The skis are racked. The sleds are parked. For backcountry travelers wrapping up another season, avalanche gear summer storage deserves attention before summer takes hold: proper storage of avalanche safety equipment.
A few minutes of off-season care can mean the difference between gear that performs when it counts and gear that fails; or voids a warranty.
Why Avalanche Gear Summer Storage Starts With Your Batteries
The single most important step is also the most overlooked. Battery acid can corrode the metal terminals of an avalanche transceiver over time if batteries are left inside, and the consequences go beyond an inconvenient repair bill.
Corrosion will worsen all summer, potentially rendering a beacon unusable by the time fall arrives, according to Jeremy Jolley, U.S. market manager for Arva Equipment. Most manufacturers do not cover this kind of damage. Transceiver manufacturers do not warranty corroded battery connections, treating it as user error, so the fix comes out of pocket.

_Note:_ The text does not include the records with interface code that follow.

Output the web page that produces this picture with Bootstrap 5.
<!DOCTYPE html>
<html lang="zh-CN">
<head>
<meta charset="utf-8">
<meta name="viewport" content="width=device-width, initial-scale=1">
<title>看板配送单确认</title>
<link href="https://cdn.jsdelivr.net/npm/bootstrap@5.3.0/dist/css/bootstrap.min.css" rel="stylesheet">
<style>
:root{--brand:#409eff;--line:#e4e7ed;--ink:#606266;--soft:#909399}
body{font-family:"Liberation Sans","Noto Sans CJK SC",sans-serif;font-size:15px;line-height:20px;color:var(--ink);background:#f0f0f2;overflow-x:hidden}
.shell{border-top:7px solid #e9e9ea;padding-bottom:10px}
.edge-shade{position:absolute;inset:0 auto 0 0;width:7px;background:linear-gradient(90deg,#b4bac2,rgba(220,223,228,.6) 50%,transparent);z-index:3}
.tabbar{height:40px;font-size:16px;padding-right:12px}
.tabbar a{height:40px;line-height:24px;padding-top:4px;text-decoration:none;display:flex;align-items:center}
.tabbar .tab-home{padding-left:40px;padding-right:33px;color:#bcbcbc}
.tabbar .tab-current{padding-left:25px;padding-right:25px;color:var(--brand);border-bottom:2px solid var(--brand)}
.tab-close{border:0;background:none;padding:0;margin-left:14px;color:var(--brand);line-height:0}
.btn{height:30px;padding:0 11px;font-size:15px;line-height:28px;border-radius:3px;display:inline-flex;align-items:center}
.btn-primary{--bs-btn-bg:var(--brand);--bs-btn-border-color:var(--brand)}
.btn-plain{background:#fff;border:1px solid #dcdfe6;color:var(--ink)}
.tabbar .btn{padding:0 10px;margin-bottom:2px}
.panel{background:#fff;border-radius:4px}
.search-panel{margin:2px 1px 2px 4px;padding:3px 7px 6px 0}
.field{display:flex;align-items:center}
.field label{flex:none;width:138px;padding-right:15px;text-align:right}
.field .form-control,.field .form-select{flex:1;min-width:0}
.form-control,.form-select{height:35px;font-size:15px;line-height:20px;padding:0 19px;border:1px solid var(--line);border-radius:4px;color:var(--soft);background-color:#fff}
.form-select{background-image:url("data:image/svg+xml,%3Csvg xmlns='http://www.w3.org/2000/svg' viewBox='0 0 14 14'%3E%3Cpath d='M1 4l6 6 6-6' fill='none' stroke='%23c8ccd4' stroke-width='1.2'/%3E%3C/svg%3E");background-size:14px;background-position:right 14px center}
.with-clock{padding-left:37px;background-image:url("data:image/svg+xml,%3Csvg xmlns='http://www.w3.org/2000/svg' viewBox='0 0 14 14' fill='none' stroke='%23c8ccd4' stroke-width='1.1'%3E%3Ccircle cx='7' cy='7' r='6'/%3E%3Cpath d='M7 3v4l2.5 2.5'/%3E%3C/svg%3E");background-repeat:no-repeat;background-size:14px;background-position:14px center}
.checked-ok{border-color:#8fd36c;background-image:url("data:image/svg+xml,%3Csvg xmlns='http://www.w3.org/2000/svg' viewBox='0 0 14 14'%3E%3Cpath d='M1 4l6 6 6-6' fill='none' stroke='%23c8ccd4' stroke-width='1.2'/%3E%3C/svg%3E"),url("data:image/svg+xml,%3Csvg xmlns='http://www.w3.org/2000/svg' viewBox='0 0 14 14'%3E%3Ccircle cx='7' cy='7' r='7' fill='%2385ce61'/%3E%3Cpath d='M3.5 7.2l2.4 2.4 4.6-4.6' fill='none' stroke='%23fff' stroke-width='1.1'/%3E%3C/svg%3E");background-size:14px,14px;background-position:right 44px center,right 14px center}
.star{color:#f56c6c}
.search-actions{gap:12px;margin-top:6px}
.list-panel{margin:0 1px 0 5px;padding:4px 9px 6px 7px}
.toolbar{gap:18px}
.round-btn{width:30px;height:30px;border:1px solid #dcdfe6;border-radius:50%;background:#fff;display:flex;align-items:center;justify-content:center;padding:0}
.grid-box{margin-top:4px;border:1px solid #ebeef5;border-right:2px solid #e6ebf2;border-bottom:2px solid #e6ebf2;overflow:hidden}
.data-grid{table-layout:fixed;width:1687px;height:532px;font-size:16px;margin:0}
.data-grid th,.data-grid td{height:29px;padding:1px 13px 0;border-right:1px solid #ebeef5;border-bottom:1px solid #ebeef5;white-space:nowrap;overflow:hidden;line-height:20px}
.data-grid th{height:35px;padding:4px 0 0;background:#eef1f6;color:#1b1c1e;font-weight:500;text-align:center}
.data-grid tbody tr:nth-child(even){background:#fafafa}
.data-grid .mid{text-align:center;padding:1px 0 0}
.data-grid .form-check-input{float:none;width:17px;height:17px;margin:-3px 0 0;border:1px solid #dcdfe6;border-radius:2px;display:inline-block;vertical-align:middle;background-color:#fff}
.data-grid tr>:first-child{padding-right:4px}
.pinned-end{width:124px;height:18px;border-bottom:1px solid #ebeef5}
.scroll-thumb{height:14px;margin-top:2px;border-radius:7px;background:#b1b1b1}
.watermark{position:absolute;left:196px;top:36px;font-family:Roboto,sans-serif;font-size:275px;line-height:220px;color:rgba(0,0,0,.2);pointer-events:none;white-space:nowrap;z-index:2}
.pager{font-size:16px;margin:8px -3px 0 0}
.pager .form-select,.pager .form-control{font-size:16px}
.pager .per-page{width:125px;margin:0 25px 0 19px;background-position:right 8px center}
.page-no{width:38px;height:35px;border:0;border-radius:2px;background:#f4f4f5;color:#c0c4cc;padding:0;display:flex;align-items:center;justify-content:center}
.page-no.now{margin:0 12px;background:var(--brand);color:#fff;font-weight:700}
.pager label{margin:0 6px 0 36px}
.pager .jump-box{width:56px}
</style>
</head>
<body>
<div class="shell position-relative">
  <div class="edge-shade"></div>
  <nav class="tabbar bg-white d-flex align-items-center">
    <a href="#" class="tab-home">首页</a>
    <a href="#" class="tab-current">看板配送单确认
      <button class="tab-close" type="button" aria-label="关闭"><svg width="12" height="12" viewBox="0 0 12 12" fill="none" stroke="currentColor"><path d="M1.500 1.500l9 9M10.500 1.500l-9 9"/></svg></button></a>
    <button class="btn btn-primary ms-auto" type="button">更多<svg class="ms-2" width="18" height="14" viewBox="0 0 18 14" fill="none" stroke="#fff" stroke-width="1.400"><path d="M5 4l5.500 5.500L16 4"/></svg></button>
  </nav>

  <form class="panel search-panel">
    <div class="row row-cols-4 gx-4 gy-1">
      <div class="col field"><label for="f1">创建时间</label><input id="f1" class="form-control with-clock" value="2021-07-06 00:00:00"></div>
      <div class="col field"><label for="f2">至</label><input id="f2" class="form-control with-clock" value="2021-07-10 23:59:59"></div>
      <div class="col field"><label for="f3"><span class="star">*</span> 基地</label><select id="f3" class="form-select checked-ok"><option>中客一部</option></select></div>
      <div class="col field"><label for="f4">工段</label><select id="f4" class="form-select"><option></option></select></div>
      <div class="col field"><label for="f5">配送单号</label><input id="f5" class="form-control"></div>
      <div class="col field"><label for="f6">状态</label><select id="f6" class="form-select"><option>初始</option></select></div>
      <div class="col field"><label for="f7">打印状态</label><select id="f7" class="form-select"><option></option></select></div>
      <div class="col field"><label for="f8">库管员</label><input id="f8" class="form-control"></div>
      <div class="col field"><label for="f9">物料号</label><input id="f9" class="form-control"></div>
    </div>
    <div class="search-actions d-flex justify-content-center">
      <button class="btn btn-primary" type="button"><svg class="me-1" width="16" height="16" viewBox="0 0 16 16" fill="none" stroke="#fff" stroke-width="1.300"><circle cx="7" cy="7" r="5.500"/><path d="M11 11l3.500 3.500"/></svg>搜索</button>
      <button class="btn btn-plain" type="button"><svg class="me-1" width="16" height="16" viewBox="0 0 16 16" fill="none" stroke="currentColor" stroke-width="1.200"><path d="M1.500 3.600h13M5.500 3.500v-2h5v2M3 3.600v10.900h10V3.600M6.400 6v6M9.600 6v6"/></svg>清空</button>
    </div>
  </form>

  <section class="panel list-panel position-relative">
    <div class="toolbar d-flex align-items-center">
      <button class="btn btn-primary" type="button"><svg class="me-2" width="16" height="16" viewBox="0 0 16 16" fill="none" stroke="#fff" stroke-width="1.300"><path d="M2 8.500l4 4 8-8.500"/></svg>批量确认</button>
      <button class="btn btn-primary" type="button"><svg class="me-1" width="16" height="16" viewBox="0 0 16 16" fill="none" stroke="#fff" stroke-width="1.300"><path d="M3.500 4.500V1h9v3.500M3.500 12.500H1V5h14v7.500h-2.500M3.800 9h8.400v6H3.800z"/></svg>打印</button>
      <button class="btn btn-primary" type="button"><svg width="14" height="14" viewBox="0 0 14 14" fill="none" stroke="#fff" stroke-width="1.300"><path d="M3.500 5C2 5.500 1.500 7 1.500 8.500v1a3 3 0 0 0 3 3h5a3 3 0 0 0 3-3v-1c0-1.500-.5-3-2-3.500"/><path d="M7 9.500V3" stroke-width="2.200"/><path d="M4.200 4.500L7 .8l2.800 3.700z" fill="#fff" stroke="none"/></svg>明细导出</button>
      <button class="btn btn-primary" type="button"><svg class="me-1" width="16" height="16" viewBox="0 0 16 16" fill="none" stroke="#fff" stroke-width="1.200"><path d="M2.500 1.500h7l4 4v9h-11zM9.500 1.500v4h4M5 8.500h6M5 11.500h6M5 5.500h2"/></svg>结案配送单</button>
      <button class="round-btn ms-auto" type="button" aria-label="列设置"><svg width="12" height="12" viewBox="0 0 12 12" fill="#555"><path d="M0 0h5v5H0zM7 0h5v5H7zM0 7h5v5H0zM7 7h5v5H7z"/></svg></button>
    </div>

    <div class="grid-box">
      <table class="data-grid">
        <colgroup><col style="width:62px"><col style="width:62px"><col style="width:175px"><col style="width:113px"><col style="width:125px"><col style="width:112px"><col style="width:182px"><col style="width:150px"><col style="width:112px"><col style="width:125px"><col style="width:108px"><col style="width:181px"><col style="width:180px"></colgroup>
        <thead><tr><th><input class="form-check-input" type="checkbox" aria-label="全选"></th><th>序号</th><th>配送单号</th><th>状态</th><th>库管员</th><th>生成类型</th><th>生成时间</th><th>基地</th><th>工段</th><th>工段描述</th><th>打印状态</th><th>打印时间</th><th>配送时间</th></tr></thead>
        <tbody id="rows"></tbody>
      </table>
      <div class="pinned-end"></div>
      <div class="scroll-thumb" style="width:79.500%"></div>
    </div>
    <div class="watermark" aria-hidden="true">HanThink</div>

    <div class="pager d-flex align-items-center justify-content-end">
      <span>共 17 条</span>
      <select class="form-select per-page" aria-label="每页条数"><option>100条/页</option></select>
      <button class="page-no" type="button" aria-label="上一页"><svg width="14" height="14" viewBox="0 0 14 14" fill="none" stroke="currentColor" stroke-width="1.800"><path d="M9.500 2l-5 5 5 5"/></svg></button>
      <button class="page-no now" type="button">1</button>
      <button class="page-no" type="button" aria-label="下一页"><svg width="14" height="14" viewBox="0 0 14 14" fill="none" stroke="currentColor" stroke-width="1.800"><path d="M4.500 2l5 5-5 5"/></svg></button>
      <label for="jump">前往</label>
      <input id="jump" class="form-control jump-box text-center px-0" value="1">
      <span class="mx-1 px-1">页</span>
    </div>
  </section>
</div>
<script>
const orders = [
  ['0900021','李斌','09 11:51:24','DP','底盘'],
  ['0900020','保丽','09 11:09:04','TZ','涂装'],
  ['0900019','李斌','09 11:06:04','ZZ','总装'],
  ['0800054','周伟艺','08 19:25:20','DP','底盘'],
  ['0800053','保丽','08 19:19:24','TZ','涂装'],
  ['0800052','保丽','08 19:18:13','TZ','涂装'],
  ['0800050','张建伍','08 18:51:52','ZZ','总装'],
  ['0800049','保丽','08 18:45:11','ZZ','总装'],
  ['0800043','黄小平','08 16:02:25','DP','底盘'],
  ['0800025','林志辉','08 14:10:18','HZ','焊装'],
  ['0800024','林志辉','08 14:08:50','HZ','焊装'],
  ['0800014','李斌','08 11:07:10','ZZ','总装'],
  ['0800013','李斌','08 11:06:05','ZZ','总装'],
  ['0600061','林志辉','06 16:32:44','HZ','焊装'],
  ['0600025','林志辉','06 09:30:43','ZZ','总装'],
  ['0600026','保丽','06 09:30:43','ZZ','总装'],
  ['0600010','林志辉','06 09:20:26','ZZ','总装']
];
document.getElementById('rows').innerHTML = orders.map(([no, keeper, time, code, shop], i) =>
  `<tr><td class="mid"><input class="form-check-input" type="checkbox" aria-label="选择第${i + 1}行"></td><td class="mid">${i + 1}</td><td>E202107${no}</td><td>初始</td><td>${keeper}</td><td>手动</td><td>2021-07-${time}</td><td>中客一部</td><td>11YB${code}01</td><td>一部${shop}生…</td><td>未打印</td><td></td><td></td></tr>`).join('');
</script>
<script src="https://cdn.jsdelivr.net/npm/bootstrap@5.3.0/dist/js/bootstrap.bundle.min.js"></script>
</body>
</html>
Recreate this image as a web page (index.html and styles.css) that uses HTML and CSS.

A practical tip: tape a fresh set of batteries to the outside of the transceiver before storing it. That way, when the season opens again, there is no scramble to find working batteries before heading into the field.
Avalanche Gear Summer Storage: Firmware and Recall Checks
It is also worth checking whether your manufacturer has issued any firmware updates, service bulletins, or recall notices since last season. Summer is the logical time to address them. Transceivers more than three or four years old may develop signal drift, a condition in which the device’s 457kHz transmission drifts enough that other beacons have difficulty locating it. A call to the manufacturer can clarify whether a service visit is needed.
That point carries added weight this season. Black Diamond recently recalled its Recon LT Avalanche Transceiver, manufactured and sold between June 2021 and February 2025, due to a risk of signal transmission failure during emergencies. Owners of affected units should check their serial numbers and follow Black Diamond’s instructions for repair, exchange, or refund.
Inspect Your Shovel and Probe
Gear checks at the start of the season are too late for problems that could have been caught months earlier. Inspect the shovel connection point where the handle meets the blade, and confirm the blade is straight and free of burrs. Left unaddressed, rough or burred edges on a shovel blade will wear against pack fabric all summer, creating damage that only becomes apparent when it is too late to fix before the season.
Run the probes through a full assembly, paying attention to the internal cable — any fraying is a sign it needs replacing — and look closely at each segment junction for signs of cracking or wear. A probe that fails to lock properly under pressure, especially while wearing gloves in cold conditions, is not a probe you want to rely on.
Fully assemble both pieces of gear now. Confirm everything fits together correctly. Finding a problem in October, when new replacement parts may be on backorder, is a far worse situation than finding one today.
Avalanche Gear Summer Storage: Shovel, Probe, and Where to Keep It All
Gear should live somewhere out of sunlight, away from humidity, and at a stable cool temperature; a basement shelf or equipment closet is ideal. Heat and moisture accelerate corrosion and material degradation. Keep transceivers in their pouches and probes loosely assembled or fully broken down, not compressed under other gear.
The backcountry season will return. Whether your safety equipment is ready when it does depends on what you do with it now.